Spot every line with the word "source" and return it.

▶

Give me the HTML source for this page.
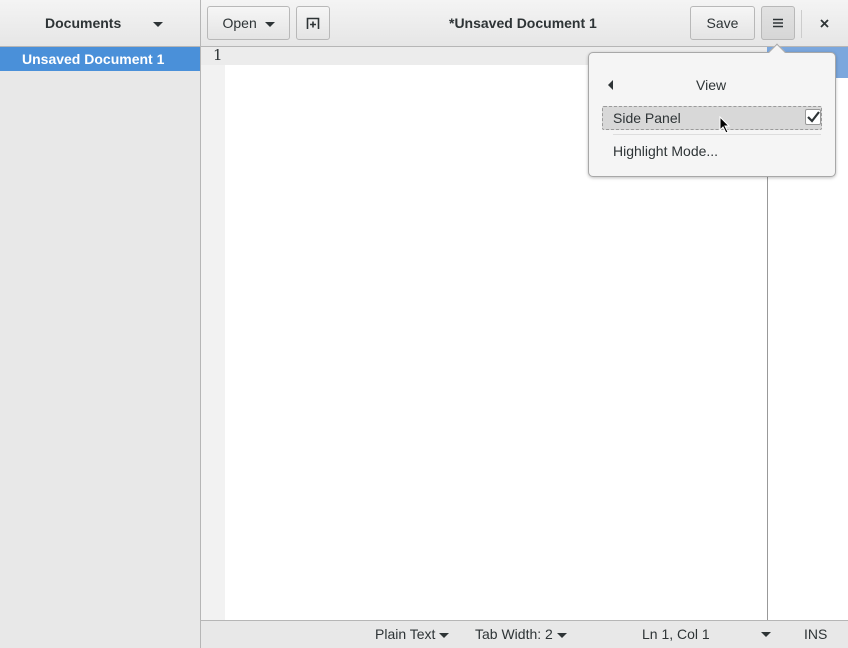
<!DOCTYPE html>
<html><head><style>
*{margin:0;padding:0;box-sizing:border-box}
body{width:848px;height:648px;overflow:hidden;background:#fff;font-family:"Liberation Sans","DejaVu Sans",sans-serif;font-size:14px;color:#2e3436;position:relative}
.a{position:absolute}
.hdr{left:0;top:0;width:848px;height:47px;background:linear-gradient(#f4f4f4,#e6e6e6);border-bottom:1px solid #b6b6b6}
.btn{position:absolute;border:1px solid #b8b8b8;border-radius:3px;background:linear-gradient(#f6f6f6,#e4e4e4);height:34px;top:6px;font-size:14px;line-height:32px;text-align:center}
.tri{display:inline-block;width:0;height:0;border-left:5px solid transparent;border-right:5px solid transparent;border-top:5px solid #2e3436;vertical-align:middle}
.t{position:absolute;width:0;height:0;border-left:5px solid transparent;border-right:5px solid transparent;border-top:5px solid #2e3436}
</style></head><body>
<div class="a hdr"></div>
<div class="a" style="left:200px;top:0;width:1px;height:648px;background:#b6b6b6"></div>
<div class="a" style="left:45px;top:15px;font-weight:bold;font-size:14px">Documents</div>
<div class="t" style="left:153px;top:22px"></div>
<div class="btn" style="left:207px;width:83px">Open &nbsp;<span class="tri"></span></div>
<div class="btn" style="left:296px;width:34px"><svg width="16" height="16" viewBox="0 0 16 16" style="margin-top:8px"><path d="M2.5 14V3.5h11V14M8 6.5v6M5 9.5h6" stroke="#2e3436" stroke-width="1.6" fill="none"/></svg></div>
<div class="a" style="left:449px;top:15px;font-weight:bold">*Unsaved Document 1</div>
<div class="btn" style="left:690px;width:65px">Save</div>
<div class="btn" style="left:761px;width:34px;background:linear-gradient(#e2e2e2,#d6d6d6)"><svg width="12" height="12" viewBox="0 0 12 12" style="margin-top:10px"><path d="M1 2.5h10M1 6h10M1 9.5h10" stroke="#2e3436" stroke-width="1.6"/></svg></div>
<div class="a" style="left:801px;top:10px;width:1px;height:28px;background:#ccc"></div>
<div class="a" style="left:819px;top:17px"><svg width="12" height="12"><path d="M2 2l7 7M9 2l-7 7" stroke="#2e3436" stroke-width="1.8"/></svg></div>
<!-- sidebar -->
<div class="a" style="left:0;top:47px;width:200px;height:601px;background:#e8e8e8"></div>
<div class="a" style="left:0;top:47px;width:200px;height:24px;background:#4a90d9;color:#fff;font-weight:bold;padding-left:22px;line-height:24px">Unsaved Document 1</div>
<!-- editor -->
<div class="a" style="left:201px;top:47px;width:24px;height:573px;background:#f2f2f2"></div>
<div class="a" style="left:201px;top:47px;width:566px;height:18px;background:#ececec"></div>
<div class="a" style="left:213px;top:46px;font-family:'DejaVu Serif',serif;font-size:15px">1</div>
<div class="a" style="left:767px;top:47px;width:1px;height:573px;background:#999"></div>
<div class="a" style="left:767px;top:47px;width:81px;height:31px;background:#7ba7dd"></div>
<!-- status -->
<div class="a" style="left:201px;top:620px;width:647px;height:28px;background:#e8e8e8;border-top:1px solid #b6b6b6"></div>
<div class="a" style="left:375px;top:626px">Plain Text <span class="tri"></span></div>
<div class="a" style="left:475px;top:626px">Tab Width: 2 <span class="tri"></span></div>
<div class="a" style="left:642px;top:626px">Ln 1, Col 1</div>
<div class="t" style="left:761px;top:632px"></div>
<div class="a" style="left:804px;top:626px">INS</div>
<!-- popover -->
<div class="a" style="left:588px;top:52px;width:248px;height:125px;background:#f5f5f5;border:1px solid #a8a8a8;border-radius:5px;box-shadow:0 1px 3px rgba(0,0,0,.25)"></div>
<div class="a" style="left:771px;top:46px;width:12px;height:12px;background:#f5f5f5;border-left:1px solid #a8a8a8;border-top:1px solid #a8a8a8;transform:rotate(45deg)"></div>
<div class="a" style="left:608px;top:80px;width:0;height:0;border-top:5px solid transparent;border-bottom:5px solid transparent;border-right:5px solid #2e3436"></div>
<div class="a" style="left:696px;top:77px">View</div>
<div class="a" style="left:602px;top:106px;width:220px;height:24px;background:#d8d8d8;border:1px dashed #9a9a9a;border-radius:2px"></div>
<div class="a" style="left:613px;top:110px">Side Panel</div>
<div class="a" style="left:805px;top:109px;width:16px;height:16px;background:#fff;border:1px solid #999;border-radius:2px"><svg width="14" height="14"><path d="M2 7l4 4 7-9" stroke="#2e3436" stroke-width="2.2" fill="none"/></svg></div>
<div class="a" style="left:613px;top:134px;width:208px;height:1px;background:#ddd"></div>
<div class="a" style="left:613px;top:143px">Highlight Mode...</div>
<svg class="a" style="left:719px;top:116px" width="12" height="18"><path d="M1 1v13l3-3 3 6 2-1-3-6h4z" fill="#000" stroke="#fff" stroke-width="1"/></svg>
</body></html>
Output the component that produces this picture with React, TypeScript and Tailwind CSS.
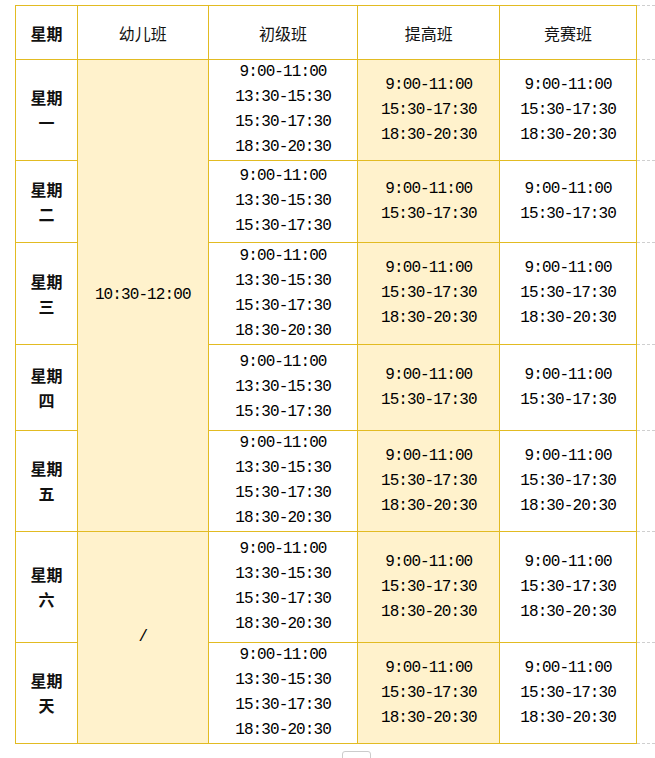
const days = ['一', '二', '三', '四', '五', '六', '天']
const heights = [101, 82, 102, 86, 101, 111, 101]
const full = ['9:00-11:00', '13:30-15:30', '15:30-17:30', '18:30-20:30']
const short = ['9:00-11:00', '13:30-15:30', '15:30-17:30']
const adv = ['9:00-11:00', '15:30-17:30', '18:30-20:30']
const advShort = ['9:00-11:00', '15:30-17:30']

// separate borders so the outer edge keeps its yellow
const cell = 'border-r border-b border-solid border-[#e2bb22] text-center align-middle p-0'
const time = "font-['Liberation_Mono',monospace] text-[16px] tracking-[-0.9px] leading-[25px] text-black"
const cjk = "font-['Noto_Sans_CJK_SC',sans-serif] text-[16px] text-[#111]"

function Lines({ items }: { items: string[] }) {
  return (
    <div className={time}>
      {items.map((t, i) => (
        <div key={i}>{t}</div>
      ))}
    </div>
  )
}

export default function App() {
  return (
    <div className="min-h-[758px] bg-white pt-[5px] pl-[15px]">
      <table className="table-fixed border-separate border-spacing-0">
        <colgroup>
          <col className="w-[63px]" />
          <col className="w-[131px]" />
          <col className="w-[150px]" />
          <col className="w-[142px]" />
          <col className="w-[137px]" />
          <col className="w-[18px]" />
        </colgroup>
        <thead>
          <tr className="h-[55px]">
            <th className={`${cell} ${cjk} border-l border-t font-bold`}>星期</th>
            <th className={`${cell} ${cjk} border-t font-normal`}>幼儿班</th>
            <th className={`${cell} ${cjk} border-t font-normal`}>初级班</th>
            <th className={`${cell} ${cjk} border-t font-normal`}>提高班</th>
            <th className={`${cell} ${cjk} border-t font-normal`}>竞赛班</th>
            <th className="border-y border-dashed border-[#cfcfcf] p-0"></th>
          </tr>
        </thead>
        <tbody>
          {days.map((d, i) => {
            const isShort = i === 1 || i === 3
            return (
              <tr key={d} style={{ height: heights[i] }}>
                <td className={`${cell} ${cjk} border-l font-bold leading-[25px]`}>
                  <div>星期</div>
                  <div>{d}</div>
                </td>
                {i === 0 && (
                  <td rowSpan={5} className={`${cell} bg-[#fff2cc]`}>
                    <div className={time}>10:30-12:00</div>
                  </td>
                )}
                {i === 5 && (
                  <td rowSpan={2} className={`${cell} bg-[#fff2cc]`}>
                    <div className={time}>/</div>
                  </td>
                )}
                <td className={cell}>
                  <Lines items={isShort ? short : full} />
                </td>
                <td className={`${cell} bg-[#fff2cc]`}>
                  <Lines items={isShort ? advShort : adv} />
                </td>
                <td className={cell}>
                  <Lines items={isShort ? advShort : adv} />
                </td>
                <td className="border-b border-dashed border-[#cfcfcf] p-0"></td>
              </tr>
            )
          })}
        </tbody>
      </table>
      <div className="mt-[7px] ml-[327px] h-[12px] w-[29px] rounded-[3px] border border-[#cccccc]" />
    </div>
  )
}
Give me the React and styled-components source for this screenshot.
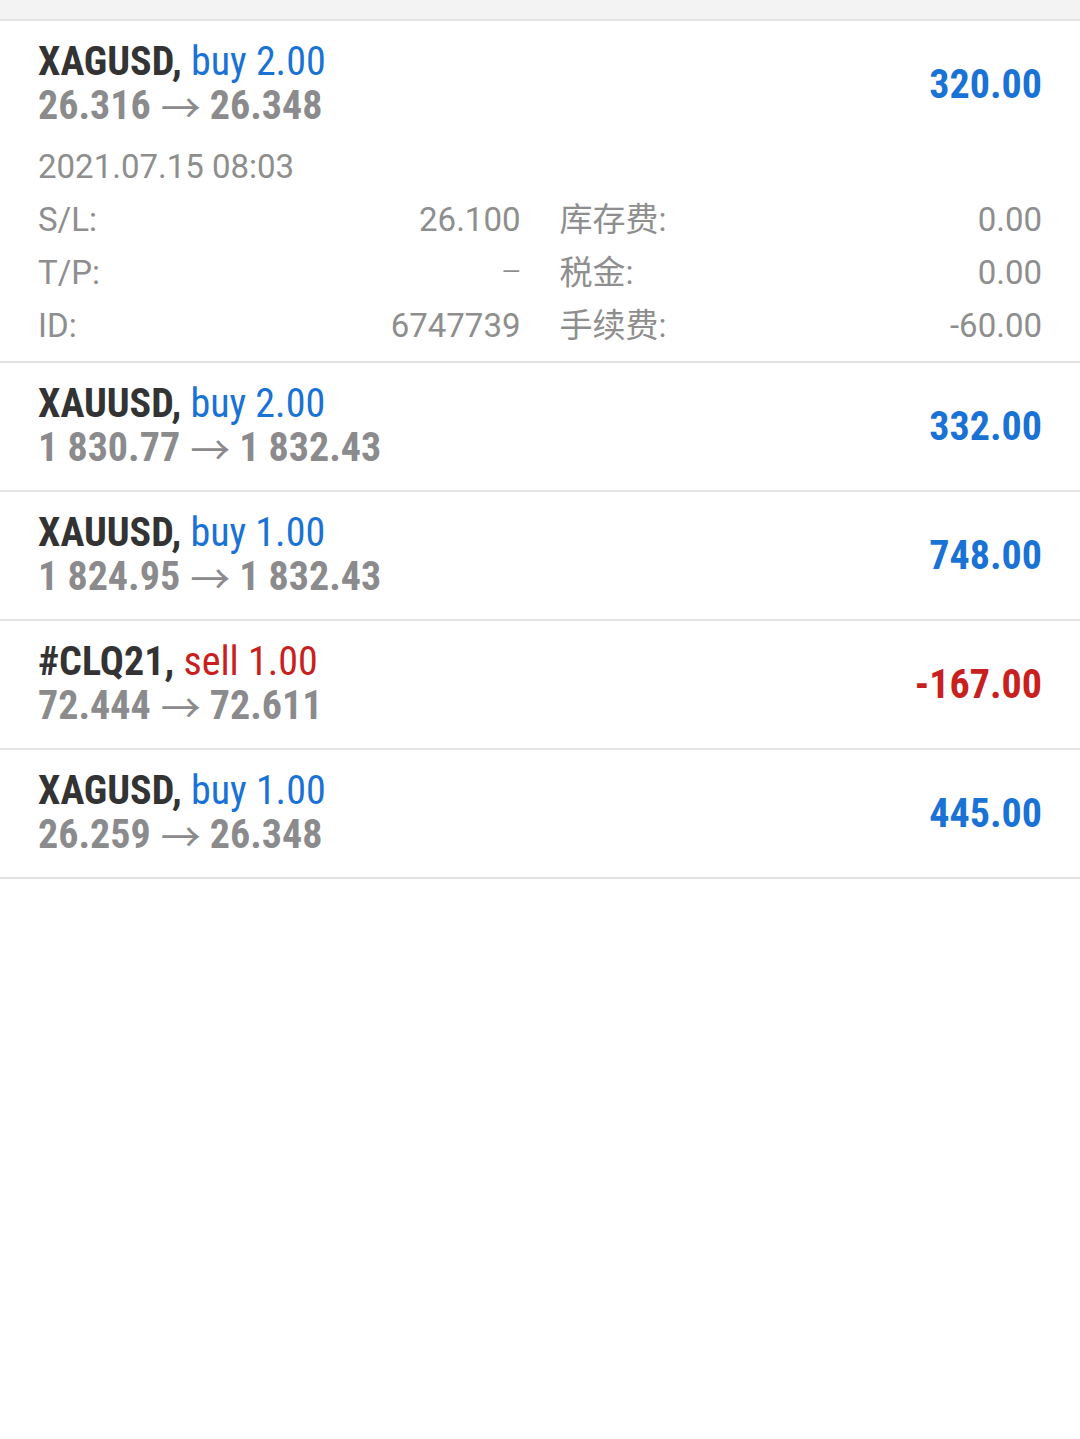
import React from 'react';
import styled, { createGlobalStyle } from 'styled-components';

const GlobalStyle = createGlobalStyle`
  html, body {
    margin: 0;
    padding: 0;
    background: #fff;
  }
  body {
    font-family: Roboto, "Noto Sans", "Noto Sans CJK SC", sans-serif;
  }
`;

const COND = `"Roboto Condensed", "Liberation Sans Narrow", "DejaVu Sans Condensed", Roboto, "Noto Sans CJK SC", sans-serif`;

const trades = [
  {
    symbol: 'XAGUSD',
    side: 'buy',
    volume: '2.00',
    open: '26.316',
    close: '26.348',
    profit: '320.00',
    details: {
      time: '2021.07.15 08:03',
      sl: '26.100',
      tp: '\u2014',
      id: '6747739',
      swap: '0.00',
      taxes: '0.00',
      commission: '-60.00',
    },
  },
  { symbol: 'XAUUSD', side: 'buy', volume: '2.00', open: '1 830.77', close: '1 832.43', profit: '332.00' },
  { symbol: 'XAUUSD', side: 'buy', volume: '1.00', open: '1 824.95', close: '1 832.43', profit: '748.00' },
  { symbol: '#CLQ21', side: 'sell', volume: '1.00', open: '72.444', close: '72.611', profit: '-167.00' },
  { symbol: 'XAGUSD', side: 'buy', volume: '1.00', open: '26.259', close: '26.348', profit: '445.00' },
];

export default function App() {
  return (
    <Page>
      <GlobalStyle />
      <TopBar />
      <List>
        {trades.map((t, i) => (
          <Trade key={i} trade={t} />
        ))}
      </List>
    </Page>
  );
}

function Trade({ trade }) {
  const sell = trade.side === 'sell';
  const d = trade.details;
  return (
    <Row $expanded={!!d}>
      <Header>
        <div>
          <Title>
            {trade.symbol},{' '}
            <Side $sell={sell}>
              {trade.side} {trade.volume}
            </Side>
          </Title>
          <Prices>
            {trade.open}<Arrow>→</Arrow>{trade.close}
          </Prices>
        </div>
        <Profit $sell={sell}>{trade.profit}</Profit>
      </Header>
      {d && (
        <Details>
          <Time>{d.time}</Time>
          <Pair>
            <span>S/L:</span>
            <span>{d.sl}</span>
          </Pair>
          <Pair>
            <span>库存费:</span>
            <span>{d.swap}</span>
          </Pair>
          <Pair>
            <span>T/P:</span>
            <Dash>{d.tp}</Dash>
          </Pair>
          <Pair>
            <span>税金:</span>
            <span>{d.taxes}</span>
          </Pair>
          <Pair>
            <span>ID:</span>
            <span>{d.id}</span>
          </Pair>
          <Pair>
            <span>手续费:</span>
            <span>{d.commission}</span>
          </Pair>
        </Details>
      )}
    </Row>
  );
}

const Page = styled.div`
  min-height: 1439px;
  background: #fff;
`;

const TopBar = styled.div`
  height: 19px;
  background: #f3f3f3;
  border-bottom: 2px solid #e4e4e4;
`;

const List = styled.div`
  display: flex;
  flex-direction: column;
`;

const Row = styled.div`
  box-sizing: border-box;
  height: ${(p) => (p.$expanded ? 'auto' : '129px')};
  padding: 19px 38px 0;
  border-bottom: 2px solid #e3e3e3;
`;

const Header = styled.div`
  display: flex;
  justify-content: space-between;
  align-items: center;
`;

const Title = styled.div`
  font-family: ${COND};
  font-weight: 700;
  font-size: 40px;
  line-height: 44px;
  height: 44px;
  color: #333;
  white-space: nowrap;
`;

const Side = styled.span`
  display: inline-block;
  height: 44px;
  font-weight: 400;
  color: ${(p) => (p.$sell ? '#c8201e' : '#1a72d4')};
`;

const Prices = styled.div`
  font-family: ${COND};
  font-weight: 700;
  font-size: 40px;
  line-height: 44px;
  height: 44px;
  color: #8b8b8d;
  white-space: nowrap;
`;

const Arrow = styled.span`
  display: inline-block;
  height: 44px;
  margin: 0 9px 0 10px;
  font-family: "Noto Sans CJK SC", sans-serif;
  font-weight: 400;
  font-size: 40px;
  line-height: 44px;
  vertical-align: top;
`;

const Profit = styled.div`
  font-family: ${COND};
  font-weight: 700;
  font-size: 40px;
  color: ${(p) => (p.$sell ? '#c8201e' : '#1a72d4')};
`;

const Details = styled.div`
  display: grid;
  grid-template-columns: 1fr 1fr;
  column-gap: 39px;
  margin-top: 12px;
  padding-bottom: 9px;
  font-size: 33px;
  line-height: 53px;
  color: #8e8e8e;
`;

const Time = styled.div`
  grid-column: 1 / -1;
`;

const Pair = styled.div`
  display: flex;
  justify-content: space-between;
  white-space: nowrap;
`;

const Dash = styled.span`
  font-size: 24px;
  line-height: 53px;
`;
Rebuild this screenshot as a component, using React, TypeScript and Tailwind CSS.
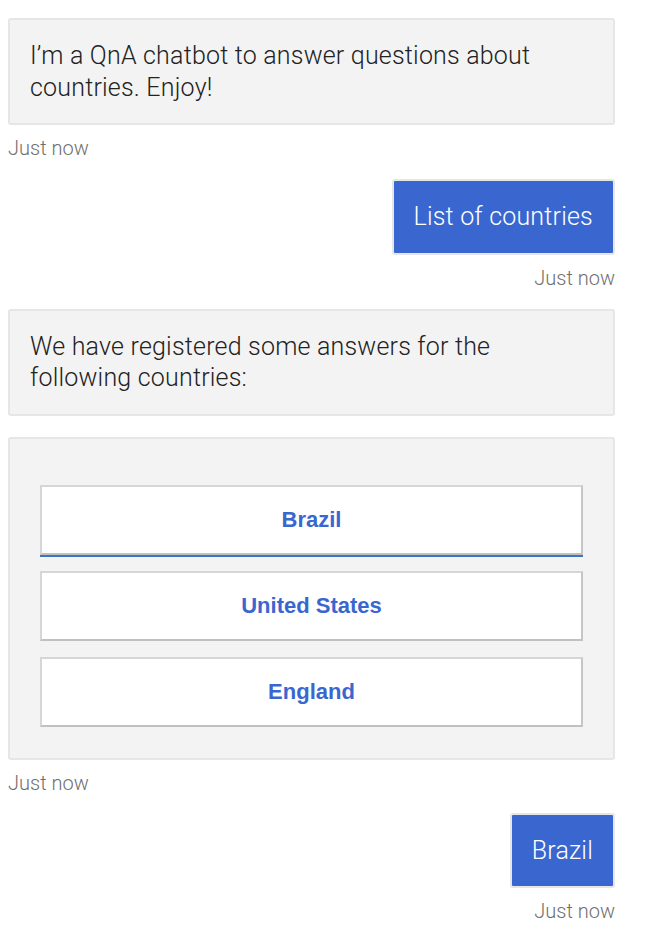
const font = { fontFamily: 'Roboto, "Helvetica Neue", Arial, sans-serif' };

function Stamp({ right }: { right?: boolean }) {
  return (
    <div
      className={`mt-[9px] text-[20px] leading-[28px] font-light text-[#6f6f6f] ${right ? "text-right" : ""}`}
    >
      Just now
    </div>
  );
}

function BotBubble({ children }: { children: React.ReactNode }) {
  return (
    <div className="rounded-[3px] border-2 border-[#e6e6e6] bg-[#f3f3f3] p-[20px] text-[25px] leading-[31.5px] font-light tracking-[0.2px] text-[#222]">
      {children}
    </div>
  );
}

function UserBubble({ children }: { children: React.ReactNode }) {
  return (
    <div className="flex justify-end">
      <div className="rounded-[3px] border-2 border-[#e6e6e6] bg-[#3a67cf] p-[20px] text-[25px] leading-[31.5px] font-light tracking-[0.2px] text-white">
        {children}
      </div>
    </div>
  );
}

const countries = ["Brazil", "United States", "England"];

export default function App() {
  return (
    <div className="min-h-screen bg-white pl-[8px] pr-[35px] pt-[18px]" style={font}>
      <div>
        <BotBubble>I’m a QnA chatbot to answer questions about countries. Enjoy!</BotBubble>
        <Stamp />
      </div>

      <div className="mt-[17px]">
        <UserBubble>List of countries</UserBubble>
        <Stamp right />
      </div>

      <div className="mt-[17px]">
        <BotBubble>We have registered some answers for the following countries:</BotBubble>
        <div className="mt-[21px] rounded-[3px] border-2 border-[#e6e6e6] bg-[#f3f3f3] px-[30px] pt-[46px] pb-[31px]">
          <div className="flex flex-col gap-[16px]">
            {countries.map((c, i) => (
              <button
                key={c}
                className={`h-[70px] w-full border-2 border-[#d6d6d6] border-r-[#c6c6c6] border-b-[#c0c0c0] bg-white text-[22px] font-bold text-[#3a67cf] ${
                  i === 0 ? "shadow-[0_2px_0_#3b76bd]" : ""
                }`}
                style={{ fontFamily: '"Liberation Sans", Arial, sans-serif' }}
              >
                {c}
              </button>
            ))}
          </div>
        </div>
        <Stamp />
      </div>

      <div className="mt-[16px]">
        <UserBubble>Brazil</UserBubble>
        <Stamp right />
      </div>
    </div>
  );
}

◀

(COMPLETED TASK)
Give me the HTML source for this page.
Give me the React and styled-components source for this screenshot.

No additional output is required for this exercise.